第二种是已经没有特征可以用来继续分割,数据集中只剩下标签,即特征值完全相同的数据中有多种标签。这里可以统计出现次数,直接返回出现最多次数的标签:
def majorityCnt(labels):
labelsCount = {}
for label in labels:
if label not in labelsCount.keys():
labelsCount[label] = 0
labelsCount[label] += 1
sortedLabelsCount = sorted(labelsCount.items(), key=lambda label: label[1], reverse=True)

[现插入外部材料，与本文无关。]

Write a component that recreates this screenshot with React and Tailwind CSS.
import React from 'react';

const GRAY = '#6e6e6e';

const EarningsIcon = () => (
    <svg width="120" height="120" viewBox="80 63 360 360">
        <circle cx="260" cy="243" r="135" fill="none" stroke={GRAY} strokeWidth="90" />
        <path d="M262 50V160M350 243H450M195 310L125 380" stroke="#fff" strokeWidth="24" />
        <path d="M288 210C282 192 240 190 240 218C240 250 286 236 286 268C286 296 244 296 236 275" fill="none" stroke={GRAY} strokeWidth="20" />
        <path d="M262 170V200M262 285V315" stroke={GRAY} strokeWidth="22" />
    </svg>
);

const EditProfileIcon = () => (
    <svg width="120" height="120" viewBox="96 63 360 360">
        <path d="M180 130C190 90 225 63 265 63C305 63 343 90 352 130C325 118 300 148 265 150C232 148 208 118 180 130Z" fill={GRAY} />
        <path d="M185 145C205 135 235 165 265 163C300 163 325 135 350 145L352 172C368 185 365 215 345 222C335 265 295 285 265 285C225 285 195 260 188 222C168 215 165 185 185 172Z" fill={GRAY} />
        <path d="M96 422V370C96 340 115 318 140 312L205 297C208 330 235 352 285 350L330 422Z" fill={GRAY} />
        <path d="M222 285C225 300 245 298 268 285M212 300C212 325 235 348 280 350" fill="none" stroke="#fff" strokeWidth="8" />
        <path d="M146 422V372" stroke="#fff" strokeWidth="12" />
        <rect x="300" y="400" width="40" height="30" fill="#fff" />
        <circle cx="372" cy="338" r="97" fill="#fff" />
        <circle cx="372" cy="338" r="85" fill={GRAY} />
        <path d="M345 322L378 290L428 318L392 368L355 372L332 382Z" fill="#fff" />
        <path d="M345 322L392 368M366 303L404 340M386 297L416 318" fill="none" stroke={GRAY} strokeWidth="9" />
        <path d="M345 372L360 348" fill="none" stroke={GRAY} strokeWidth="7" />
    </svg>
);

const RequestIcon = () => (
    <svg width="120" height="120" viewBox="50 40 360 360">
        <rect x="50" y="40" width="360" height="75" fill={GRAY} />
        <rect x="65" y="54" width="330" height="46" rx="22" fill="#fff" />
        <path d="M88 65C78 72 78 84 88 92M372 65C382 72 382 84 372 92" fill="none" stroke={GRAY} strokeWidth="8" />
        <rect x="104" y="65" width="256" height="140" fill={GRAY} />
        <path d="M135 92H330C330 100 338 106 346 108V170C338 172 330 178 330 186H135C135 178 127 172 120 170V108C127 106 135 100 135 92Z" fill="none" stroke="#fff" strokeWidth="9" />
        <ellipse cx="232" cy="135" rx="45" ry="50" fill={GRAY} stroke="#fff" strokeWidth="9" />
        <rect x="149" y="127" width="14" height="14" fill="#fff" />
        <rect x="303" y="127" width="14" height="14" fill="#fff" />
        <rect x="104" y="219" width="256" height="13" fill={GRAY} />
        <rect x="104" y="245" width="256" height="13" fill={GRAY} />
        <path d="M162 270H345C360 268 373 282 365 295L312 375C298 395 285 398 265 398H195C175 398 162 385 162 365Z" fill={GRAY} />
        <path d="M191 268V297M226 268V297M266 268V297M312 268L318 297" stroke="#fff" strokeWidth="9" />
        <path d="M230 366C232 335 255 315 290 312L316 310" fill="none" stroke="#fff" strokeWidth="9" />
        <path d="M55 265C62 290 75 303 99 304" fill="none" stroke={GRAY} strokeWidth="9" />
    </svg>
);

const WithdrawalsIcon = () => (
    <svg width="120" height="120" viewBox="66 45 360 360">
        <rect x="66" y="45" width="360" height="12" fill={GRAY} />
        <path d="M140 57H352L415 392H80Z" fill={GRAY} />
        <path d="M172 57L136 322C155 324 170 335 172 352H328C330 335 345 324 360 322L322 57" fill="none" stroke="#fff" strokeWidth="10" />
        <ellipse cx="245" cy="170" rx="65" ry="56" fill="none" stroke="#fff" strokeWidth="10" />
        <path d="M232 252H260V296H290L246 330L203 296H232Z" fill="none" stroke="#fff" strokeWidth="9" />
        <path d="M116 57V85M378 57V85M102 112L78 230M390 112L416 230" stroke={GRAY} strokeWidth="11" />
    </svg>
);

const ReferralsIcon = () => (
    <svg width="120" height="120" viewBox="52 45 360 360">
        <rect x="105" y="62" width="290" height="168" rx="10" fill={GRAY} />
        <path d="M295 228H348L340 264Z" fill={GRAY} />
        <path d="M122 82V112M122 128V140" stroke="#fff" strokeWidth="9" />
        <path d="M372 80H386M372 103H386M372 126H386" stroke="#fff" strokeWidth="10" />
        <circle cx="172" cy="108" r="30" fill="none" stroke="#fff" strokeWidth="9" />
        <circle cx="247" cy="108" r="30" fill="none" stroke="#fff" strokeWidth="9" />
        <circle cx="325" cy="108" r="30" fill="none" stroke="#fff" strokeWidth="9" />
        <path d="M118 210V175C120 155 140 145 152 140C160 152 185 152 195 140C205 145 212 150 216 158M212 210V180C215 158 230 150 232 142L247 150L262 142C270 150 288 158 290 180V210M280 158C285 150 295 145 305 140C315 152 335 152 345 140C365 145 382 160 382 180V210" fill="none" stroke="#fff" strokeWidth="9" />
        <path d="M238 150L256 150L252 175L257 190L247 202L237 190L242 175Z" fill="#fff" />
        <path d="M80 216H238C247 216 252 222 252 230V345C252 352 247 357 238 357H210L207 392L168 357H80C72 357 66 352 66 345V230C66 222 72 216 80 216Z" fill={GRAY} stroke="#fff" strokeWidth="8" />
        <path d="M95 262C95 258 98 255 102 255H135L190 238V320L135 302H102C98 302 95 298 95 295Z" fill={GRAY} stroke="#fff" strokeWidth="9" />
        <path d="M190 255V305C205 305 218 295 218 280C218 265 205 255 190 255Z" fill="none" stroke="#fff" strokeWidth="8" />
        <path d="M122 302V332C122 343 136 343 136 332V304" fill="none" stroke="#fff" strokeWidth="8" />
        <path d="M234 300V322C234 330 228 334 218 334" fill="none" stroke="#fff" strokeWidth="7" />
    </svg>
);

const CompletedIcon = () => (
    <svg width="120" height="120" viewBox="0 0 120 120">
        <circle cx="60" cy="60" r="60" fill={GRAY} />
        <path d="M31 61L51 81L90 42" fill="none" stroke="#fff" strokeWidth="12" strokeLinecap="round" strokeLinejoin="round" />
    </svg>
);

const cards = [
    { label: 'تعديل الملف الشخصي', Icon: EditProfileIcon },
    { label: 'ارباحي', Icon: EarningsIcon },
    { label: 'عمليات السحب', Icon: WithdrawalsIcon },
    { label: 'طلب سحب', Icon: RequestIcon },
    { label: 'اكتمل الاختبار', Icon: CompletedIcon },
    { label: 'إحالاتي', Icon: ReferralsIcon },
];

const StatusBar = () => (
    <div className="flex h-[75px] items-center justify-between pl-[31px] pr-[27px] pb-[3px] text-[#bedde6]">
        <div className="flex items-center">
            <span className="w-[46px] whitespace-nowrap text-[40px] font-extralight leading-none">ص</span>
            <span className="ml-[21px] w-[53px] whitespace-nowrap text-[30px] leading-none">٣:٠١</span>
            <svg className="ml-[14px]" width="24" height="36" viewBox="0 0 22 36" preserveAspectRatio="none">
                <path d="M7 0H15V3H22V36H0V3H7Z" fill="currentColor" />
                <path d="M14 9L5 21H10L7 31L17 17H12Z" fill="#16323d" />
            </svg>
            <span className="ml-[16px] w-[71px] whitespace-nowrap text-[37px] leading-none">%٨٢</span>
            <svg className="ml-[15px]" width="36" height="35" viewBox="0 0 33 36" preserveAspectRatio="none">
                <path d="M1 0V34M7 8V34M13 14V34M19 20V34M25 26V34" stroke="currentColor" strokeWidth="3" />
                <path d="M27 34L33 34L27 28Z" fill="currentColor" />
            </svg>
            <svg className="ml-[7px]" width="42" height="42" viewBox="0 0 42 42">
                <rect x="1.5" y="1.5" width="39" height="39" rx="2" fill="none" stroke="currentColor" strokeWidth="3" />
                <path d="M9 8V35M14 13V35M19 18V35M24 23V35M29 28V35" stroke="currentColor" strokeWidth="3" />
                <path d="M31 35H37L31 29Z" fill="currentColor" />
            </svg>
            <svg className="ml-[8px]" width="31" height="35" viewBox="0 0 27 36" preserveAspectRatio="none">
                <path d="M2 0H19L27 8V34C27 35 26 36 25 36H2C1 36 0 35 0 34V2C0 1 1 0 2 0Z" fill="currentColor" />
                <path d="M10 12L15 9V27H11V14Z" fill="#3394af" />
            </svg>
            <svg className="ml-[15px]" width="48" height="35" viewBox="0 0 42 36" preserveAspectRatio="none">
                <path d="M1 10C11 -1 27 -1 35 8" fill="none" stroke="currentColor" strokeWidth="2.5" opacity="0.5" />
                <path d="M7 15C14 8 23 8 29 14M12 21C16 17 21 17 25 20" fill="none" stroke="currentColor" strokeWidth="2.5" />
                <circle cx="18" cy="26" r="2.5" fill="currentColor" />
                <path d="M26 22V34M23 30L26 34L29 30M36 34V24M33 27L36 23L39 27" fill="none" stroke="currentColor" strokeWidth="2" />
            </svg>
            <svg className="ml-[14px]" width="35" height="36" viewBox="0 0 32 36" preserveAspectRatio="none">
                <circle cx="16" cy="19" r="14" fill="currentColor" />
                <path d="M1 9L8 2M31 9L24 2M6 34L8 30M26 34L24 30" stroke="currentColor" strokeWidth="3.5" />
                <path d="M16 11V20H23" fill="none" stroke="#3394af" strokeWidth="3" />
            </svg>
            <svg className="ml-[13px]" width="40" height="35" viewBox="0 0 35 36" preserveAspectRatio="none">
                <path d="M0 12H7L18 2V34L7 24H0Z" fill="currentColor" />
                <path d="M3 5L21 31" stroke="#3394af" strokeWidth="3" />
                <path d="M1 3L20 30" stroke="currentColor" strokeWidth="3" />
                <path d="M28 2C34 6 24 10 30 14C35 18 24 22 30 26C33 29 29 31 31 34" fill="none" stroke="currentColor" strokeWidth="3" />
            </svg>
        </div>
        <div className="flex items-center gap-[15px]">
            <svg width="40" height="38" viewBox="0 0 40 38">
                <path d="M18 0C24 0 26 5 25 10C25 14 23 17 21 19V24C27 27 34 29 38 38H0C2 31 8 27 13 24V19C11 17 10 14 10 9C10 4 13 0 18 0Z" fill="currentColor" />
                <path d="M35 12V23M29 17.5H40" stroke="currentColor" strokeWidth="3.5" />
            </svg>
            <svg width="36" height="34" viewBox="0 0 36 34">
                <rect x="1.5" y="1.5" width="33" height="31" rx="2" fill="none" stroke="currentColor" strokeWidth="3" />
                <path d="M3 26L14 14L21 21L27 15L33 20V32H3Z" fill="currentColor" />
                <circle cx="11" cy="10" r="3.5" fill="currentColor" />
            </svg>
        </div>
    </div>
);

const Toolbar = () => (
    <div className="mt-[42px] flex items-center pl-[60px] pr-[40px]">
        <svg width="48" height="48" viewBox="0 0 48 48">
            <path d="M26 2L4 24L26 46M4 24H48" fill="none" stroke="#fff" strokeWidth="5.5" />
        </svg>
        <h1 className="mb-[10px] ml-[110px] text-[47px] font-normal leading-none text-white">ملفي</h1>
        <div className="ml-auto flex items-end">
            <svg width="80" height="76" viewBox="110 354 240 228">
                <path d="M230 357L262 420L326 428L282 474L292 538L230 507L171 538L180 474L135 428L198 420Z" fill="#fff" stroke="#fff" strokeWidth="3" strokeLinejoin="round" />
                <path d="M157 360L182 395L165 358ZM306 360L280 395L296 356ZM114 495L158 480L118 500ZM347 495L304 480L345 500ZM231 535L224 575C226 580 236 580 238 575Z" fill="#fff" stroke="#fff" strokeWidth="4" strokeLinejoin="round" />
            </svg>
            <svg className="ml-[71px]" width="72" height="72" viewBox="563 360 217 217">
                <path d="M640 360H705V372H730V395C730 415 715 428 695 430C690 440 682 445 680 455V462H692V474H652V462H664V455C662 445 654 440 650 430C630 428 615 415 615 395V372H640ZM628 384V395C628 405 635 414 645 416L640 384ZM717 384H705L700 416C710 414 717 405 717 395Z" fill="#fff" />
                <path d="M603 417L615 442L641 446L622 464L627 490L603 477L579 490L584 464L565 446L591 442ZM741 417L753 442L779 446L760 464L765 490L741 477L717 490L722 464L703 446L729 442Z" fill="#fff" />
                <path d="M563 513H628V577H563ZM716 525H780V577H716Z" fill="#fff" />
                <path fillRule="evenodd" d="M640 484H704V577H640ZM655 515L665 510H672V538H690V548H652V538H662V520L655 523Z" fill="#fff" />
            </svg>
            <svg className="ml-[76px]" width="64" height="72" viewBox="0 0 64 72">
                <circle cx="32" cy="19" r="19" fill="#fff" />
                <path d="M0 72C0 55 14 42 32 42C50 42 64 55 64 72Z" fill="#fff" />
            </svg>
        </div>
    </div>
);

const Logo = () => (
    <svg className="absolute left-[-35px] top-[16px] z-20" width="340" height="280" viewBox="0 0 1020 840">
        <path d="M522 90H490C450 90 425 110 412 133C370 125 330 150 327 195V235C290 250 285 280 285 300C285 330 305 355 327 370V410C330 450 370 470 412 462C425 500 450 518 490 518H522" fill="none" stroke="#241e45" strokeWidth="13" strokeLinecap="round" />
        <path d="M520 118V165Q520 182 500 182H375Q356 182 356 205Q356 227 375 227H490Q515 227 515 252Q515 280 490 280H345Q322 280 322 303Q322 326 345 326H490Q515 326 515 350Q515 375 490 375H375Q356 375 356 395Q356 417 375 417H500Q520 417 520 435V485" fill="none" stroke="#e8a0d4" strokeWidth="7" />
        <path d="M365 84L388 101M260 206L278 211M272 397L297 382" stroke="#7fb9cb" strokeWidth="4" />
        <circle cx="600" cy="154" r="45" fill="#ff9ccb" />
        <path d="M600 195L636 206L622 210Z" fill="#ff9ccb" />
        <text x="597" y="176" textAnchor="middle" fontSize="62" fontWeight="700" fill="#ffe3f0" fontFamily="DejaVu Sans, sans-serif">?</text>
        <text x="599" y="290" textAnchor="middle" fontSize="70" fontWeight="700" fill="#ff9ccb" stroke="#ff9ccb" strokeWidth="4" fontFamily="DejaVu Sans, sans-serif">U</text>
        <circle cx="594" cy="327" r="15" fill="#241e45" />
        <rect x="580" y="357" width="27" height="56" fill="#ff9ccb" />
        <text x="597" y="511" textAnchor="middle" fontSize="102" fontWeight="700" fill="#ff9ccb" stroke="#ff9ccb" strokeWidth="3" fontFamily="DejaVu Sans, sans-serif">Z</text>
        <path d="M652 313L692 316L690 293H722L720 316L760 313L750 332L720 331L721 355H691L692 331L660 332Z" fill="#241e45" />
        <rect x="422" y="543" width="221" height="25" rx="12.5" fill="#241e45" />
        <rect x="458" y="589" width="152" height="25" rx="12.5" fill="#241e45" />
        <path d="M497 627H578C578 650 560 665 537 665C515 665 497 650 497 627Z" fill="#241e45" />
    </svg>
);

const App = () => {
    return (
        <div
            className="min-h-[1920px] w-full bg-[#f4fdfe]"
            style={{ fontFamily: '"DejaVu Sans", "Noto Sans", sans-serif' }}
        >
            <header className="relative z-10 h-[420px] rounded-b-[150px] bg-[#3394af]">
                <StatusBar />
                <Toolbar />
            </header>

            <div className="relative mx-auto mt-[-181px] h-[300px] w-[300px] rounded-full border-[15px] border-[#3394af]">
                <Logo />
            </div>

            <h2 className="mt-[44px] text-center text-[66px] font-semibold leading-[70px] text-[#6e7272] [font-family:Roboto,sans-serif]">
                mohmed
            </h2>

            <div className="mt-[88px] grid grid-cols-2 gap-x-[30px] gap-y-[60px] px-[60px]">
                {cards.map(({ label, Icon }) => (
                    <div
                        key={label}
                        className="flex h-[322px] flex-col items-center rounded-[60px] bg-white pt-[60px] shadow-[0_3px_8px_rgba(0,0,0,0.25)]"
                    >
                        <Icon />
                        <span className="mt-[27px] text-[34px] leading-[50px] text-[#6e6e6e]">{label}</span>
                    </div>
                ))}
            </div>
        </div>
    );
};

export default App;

return sortedLabelsCount[0][0]
然后建立决策树,注意复制数组时不要直接用:
subLabels = labels
这样就不是复制而是引用,而要写成:
subLabels = labels[:]
决策树:
def createTree(dataSet, features, valueForFeatures, labels):
classList = [row[-1] for row in dataSet]
if classList.count(classList[0]) == len(classList): # 数据集中所有数据都是同一个标签
return labels[int(classList[0]) - 1]
if len(dataSet[0]) == 1: # 数据集只剩下标签没有特征
return labels[majorityCnt(classList) - 1]
bestFeature = chooseBestFeatureToSplit(dataSet)
bestFeatureLabel = features[bestFeature]
myTree = {bestFeatureLabel:{}}
realValueForThisFeature = valueForFeatures[bestFeature]
del(features[bestFeature])
del(valueForFeatures[bestFeature])
featureValues = [row[bestFeature] for row in dataSet]
uniqueValue = set(featureValues)
for value in uniqueValue:
subFeatures = features[:]
subRealValueForFeatures = valueForFeatures[:]
realValue = realValueForThisFeature[int(value) - 1]
myTree[bestFeatureLabel][realValue] = createTree(splitDataSet(dataSet, bestFeature, value), subFeatures, subRealValueForFeatures, labels)
return myTree
最后整合一下:
labels = [
"hard",
"soft",
"not be fitted with contact lenses"
]
features = [
"age of the patient",
"spectacle prescription",
"astigmatic",
"tear production rate",
]
valueForFeatures = [
["young", "pre-presbyopic", "presbyopic"],
["myope", "hypermetrope"],
["no", "yes"],
["reduced", "normal"]
]
myDataSet = file2DataSet("E:/dataSet/tree/lenses.data")
print(createTree(myDataSet, features, valueForFeatures, labels))
结果:
{
"tear production rate": {
"normal": {
"astigmatic": {
"yes": {
"spectacle prescription": {
"hypermetrope": {
"age of the patient": {
"presbyopic": "not be fitted with contact lenses",
"pre-presbyopic": "not be fitted with contact lenses",
"young": "hard"
}
},
"myope": "hard"
}
},
"no": {
"age of the patient": {
"presbyopic": {
"spectacle prescription": {
"hypermetrope": "soft",
"myope": "not be fitted with contact lenses"
}
},
"pre-presbyopic": "soft",
"young": "soft"
}
}
}
},
"reduced": "not be fitted with contact lenses"
}
}
后记
用matplotlib画画的事情晚点再做吧。